• **Given data**
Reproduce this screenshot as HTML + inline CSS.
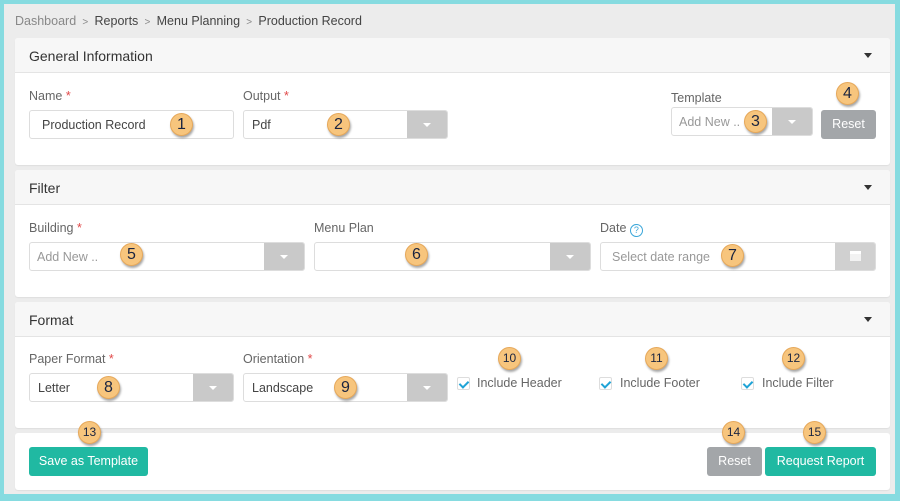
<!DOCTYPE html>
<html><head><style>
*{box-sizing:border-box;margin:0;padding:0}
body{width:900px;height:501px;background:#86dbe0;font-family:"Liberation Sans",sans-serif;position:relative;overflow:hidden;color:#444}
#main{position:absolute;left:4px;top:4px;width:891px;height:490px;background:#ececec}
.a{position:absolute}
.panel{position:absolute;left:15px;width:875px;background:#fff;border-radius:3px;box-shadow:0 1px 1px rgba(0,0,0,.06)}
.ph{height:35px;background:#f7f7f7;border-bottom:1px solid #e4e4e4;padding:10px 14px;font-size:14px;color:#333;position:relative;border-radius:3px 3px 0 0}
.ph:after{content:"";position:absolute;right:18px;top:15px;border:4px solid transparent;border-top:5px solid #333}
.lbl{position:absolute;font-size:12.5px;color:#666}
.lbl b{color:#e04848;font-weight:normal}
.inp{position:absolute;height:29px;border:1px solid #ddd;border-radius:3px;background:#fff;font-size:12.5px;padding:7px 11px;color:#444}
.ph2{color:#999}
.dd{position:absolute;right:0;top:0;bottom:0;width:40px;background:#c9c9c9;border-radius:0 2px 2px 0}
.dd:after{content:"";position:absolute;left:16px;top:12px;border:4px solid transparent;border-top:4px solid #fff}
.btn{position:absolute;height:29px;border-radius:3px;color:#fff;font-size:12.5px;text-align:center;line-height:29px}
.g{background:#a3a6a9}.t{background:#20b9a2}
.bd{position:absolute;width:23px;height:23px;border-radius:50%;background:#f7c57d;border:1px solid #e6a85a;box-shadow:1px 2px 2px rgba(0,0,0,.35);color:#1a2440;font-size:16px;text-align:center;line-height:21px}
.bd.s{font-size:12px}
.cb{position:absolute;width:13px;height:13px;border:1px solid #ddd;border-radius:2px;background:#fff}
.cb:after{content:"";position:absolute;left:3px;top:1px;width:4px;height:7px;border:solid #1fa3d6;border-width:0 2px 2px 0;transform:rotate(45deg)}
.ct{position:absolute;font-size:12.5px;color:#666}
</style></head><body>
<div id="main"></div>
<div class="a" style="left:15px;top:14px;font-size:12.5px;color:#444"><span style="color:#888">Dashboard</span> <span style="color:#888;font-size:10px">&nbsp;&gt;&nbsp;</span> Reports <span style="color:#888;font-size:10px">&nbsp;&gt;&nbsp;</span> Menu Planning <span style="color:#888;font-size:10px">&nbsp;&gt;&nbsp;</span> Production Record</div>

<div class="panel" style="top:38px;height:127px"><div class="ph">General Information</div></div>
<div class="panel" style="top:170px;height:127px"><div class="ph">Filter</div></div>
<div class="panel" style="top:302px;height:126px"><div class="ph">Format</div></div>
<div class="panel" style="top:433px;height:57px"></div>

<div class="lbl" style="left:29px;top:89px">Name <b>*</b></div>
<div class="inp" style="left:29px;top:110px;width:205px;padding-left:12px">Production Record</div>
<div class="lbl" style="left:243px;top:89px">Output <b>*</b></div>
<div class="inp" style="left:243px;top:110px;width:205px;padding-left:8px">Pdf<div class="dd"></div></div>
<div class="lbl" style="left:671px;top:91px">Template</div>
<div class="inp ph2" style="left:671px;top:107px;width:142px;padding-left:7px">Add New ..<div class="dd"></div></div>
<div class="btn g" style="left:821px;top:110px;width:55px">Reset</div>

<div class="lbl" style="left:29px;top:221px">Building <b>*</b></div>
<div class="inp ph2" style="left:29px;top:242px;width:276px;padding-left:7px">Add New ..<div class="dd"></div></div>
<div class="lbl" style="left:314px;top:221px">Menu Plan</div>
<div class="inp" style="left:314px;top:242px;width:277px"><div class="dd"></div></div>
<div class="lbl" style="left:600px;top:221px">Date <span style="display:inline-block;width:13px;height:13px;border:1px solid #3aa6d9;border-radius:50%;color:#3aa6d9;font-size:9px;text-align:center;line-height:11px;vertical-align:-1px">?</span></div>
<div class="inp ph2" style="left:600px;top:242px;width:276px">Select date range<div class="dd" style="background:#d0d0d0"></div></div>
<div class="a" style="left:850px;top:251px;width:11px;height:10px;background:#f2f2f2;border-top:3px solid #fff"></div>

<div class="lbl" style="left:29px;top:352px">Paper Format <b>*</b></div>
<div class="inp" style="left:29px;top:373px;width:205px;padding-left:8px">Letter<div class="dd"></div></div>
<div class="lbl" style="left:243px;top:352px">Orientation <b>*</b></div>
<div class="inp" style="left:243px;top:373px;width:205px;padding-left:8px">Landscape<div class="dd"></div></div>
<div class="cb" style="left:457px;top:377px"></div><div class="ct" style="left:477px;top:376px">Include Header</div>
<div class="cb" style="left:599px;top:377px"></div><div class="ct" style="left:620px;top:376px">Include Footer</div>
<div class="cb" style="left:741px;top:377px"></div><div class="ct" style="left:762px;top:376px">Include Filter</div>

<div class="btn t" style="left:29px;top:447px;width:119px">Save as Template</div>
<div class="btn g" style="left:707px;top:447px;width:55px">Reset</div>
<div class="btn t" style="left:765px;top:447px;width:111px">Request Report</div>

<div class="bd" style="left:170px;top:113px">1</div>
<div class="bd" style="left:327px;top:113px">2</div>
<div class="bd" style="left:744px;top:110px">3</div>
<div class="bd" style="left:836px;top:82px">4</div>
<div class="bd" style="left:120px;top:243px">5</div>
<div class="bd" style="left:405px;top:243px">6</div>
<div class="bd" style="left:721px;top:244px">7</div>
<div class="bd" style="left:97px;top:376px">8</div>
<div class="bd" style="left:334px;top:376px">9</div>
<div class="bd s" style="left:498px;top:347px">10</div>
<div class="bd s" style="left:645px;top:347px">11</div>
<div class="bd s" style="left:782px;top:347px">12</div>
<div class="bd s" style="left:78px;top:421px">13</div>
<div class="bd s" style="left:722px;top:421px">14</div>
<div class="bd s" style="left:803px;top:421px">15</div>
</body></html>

• **Given problem**
All of the material above is to be copied exactly, except for its images.

• **The answer**
Reproduce this screenshot as HTML + inline CSS.
<!DOCTYPE html>
<html><head><style>
*{box-sizing:border-box;margin:0;padding:0}
body{width:900px;height:501px;background:#86dbe0;font-family:"Liberation Sans",sans-serif;position:relative;overflow:hidden;color:#444}
#main{position:absolute;left:4px;top:4px;width:891px;height:490px;background:#ececec}
.a{position:absolute}
.panel{position:absolute;left:15px;width:875px;background:#fff;border-radius:3px;box-shadow:0 1px 1px rgba(0,0,0,.06)}
.ph{height:35px;background:#f7f7f7;border-bottom:1px solid #e4e4e4;padding:10px 14px;font-size:14px;color:#333;position:relative;border-radius:3px 3px 0 0}
.ph:after{content:"";position:absolute;right:18px;top:15px;border:4px solid transparent;border-top:5px solid #333}
.lbl{position:absolute;font-size:12.5px;color:#666}
.lbl b{color:#e04848;font-weight:normal}
.inp{position:absolute;height:29px;border:1px solid #ddd;border-radius:3px;background:#fff;font-size:12.5px;padding:7px 11px;color:#444}
.ph2{color:#999}
.dd{position:absolute;right:0;top:0;bottom:0;width:40px;background:#c9c9c9;border-radius:0 2px 2px 0}
.dd:after{content:"";position:absolute;left:16px;top:12px;border:4px solid transparent;border-top:4px solid #fff}
.btn{position:absolute;height:29px;border-radius:3px;color:#fff;font-size:12.5px;text-align:center;line-height:29px}
.g{background:#a3a6a9}.t{background:#20b9a2}
.bd{position:absolute;width:23px;height:23px;border-radius:50%;background:#f7c57d;border:1px solid #e6a85a;box-shadow:1px 2px 2px rgba(0,0,0,.35);color:#1a2440;font-size:16px;text-align:center;line-height:21px}
.bd.s{font-size:12px}
.cb{position:absolute;width:13px;height:13px;border:1px solid #ddd;border-radius:2px;background:#fff}
.cb:after{content:"";position:absolute;left:3px;top:1px;width:4px;height:7px;border:solid #1fa3d6;border-width:0 2px 2px 0;transform:rotate(45deg)}
.ct{position:absolute;font-size:12.5px;color:#666}
</style></head><body>
<div id="main"></div>
<div class="a" style="left:15px;top:14px;font-size:12.5px;color:#444"><span style="color:#888">Dashboard</span> <span style="color:#888;font-size:10px">&nbsp;&gt;&nbsp;</span> Reports <span style="color:#888;font-size:10px">&nbsp;&gt;&nbsp;</span> Menu Planning <span style="color:#888;font-size:10px">&nbsp;&gt;&nbsp;</span> Production Record</div>

<div class="panel" style="top:38px;height:127px"><div class="ph">General Information</div></div>
<div class="panel" style="top:170px;height:127px"><div class="ph">Filter</div></div>
<div class="panel" style="top:302px;height:126px"><div class="ph">Format</div></div>
<div class="panel" style="top:433px;height:57px"></div>

<div class="lbl" style="left:29px;top:89px">Name <b>*</b></div>
<div class="inp" style="left:29px;top:110px;width:205px;padding-left:12px">Production Record</div>
<div class="lbl" style="left:243px;top:89px">Output <b>*</b></div>
<div class="inp" style="left:243px;top:110px;width:205px;padding-left:8px">Pdf<div class="dd"></div></div>
<div class="lbl" style="left:671px;top:91px">Template</div>
<div class="inp ph2" style="left:671px;top:107px;width:142px;padding-left:7px">Add New ..<div class="dd"></div></div>
<div class="btn g" style="left:821px;top:110px;width:55px">Reset</div>

<div class="lbl" style="left:29px;top:221px">Building <b>*</b></div>
<div class="inp ph2" style="left:29px;top:242px;width:276px;padding-left:7px">Add New ..<div class="dd"></div></div>
<div class="lbl" style="left:314px;top:221px">Menu Plan</div>
<div class="inp" style="left:314px;top:242px;width:277px"><div class="dd"></div></div>
<div class="lbl" style="left:600px;top:221px">Date <span style="display:inline-block;width:13px;height:13px;border:1px solid #3aa6d9;border-radius:50%;color:#3aa6d9;font-size:9px;text-align:center;line-height:11px;vertical-align:-1px">?</span></div>
<div class="inp ph2" style="left:600px;top:242px;width:276px">Select date range<div class="dd" style="background:#d0d0d0"></div></div>
<div class="a" style="left:850px;top:251px;width:11px;height:10px;background:#f2f2f2;border-top:3px solid #fff"></div>

<div class="lbl" style="left:29px;top:352px">Paper Format <b>*</b></div>
<div class="inp" style="left:29px;top:373px;width:205px;padding-left:8px">Letter<div class="dd"></div></div>
<div class="lbl" style="left:243px;top:352px">Orientation <b>*</b></div>
<div class="inp" style="left:243px;top:373px;width:205px;padding-left:8px">Landscape<div class="dd"></div></div>
<div class="cb" style="left:457px;top:377px"></div><div class="ct" style="left:477px;top:376px">Include Header</div>
<div class="cb" style="left:599px;top:377px"></div><div class="ct" style="left:620px;top:376px">Include Footer</div>
<div class="cb" style="left:741px;top:377px"></div><div class="ct" style="left:762px;top:376px">Include Filter</div>

<div class="btn t" style="left:29px;top:447px;width:119px">Save as Template</div>
<div class="btn g" style="left:707px;top:447px;width:55px">Reset</div>
<div class="btn t" style="left:765px;top:447px;width:111px">Request Report</div>

<div class="bd" style="left:170px;top:113px">1</div>
<div class="bd" style="left:327px;top:113px">2</div>
<div class="bd" style="left:744px;top:110px">3</div>
<div class="bd" style="left:836px;top:82px">4</div>
<div class="bd" style="left:120px;top:243px">5</div>
<div class="bd" style="left:405px;top:243px">6</div>
<div class="bd" style="left:721px;top:244px">7</div>
<div class="bd" style="left:97px;top:376px">8</div>
<div class="bd" style="left:334px;top:376px">9</div>
<div class="bd s" style="left:498px;top:347px">10</div>
<div class="bd s" style="left:645px;top:347px">11</div>
<div class="bd s" style="left:782px;top:347px">12</div>
<div class="bd s" style="left:78px;top:421px">13</div>
<div class="bd s" style="left:722px;top:421px">14</div>
<div class="bd s" style="left:803px;top:421px">15</div>
</body></html>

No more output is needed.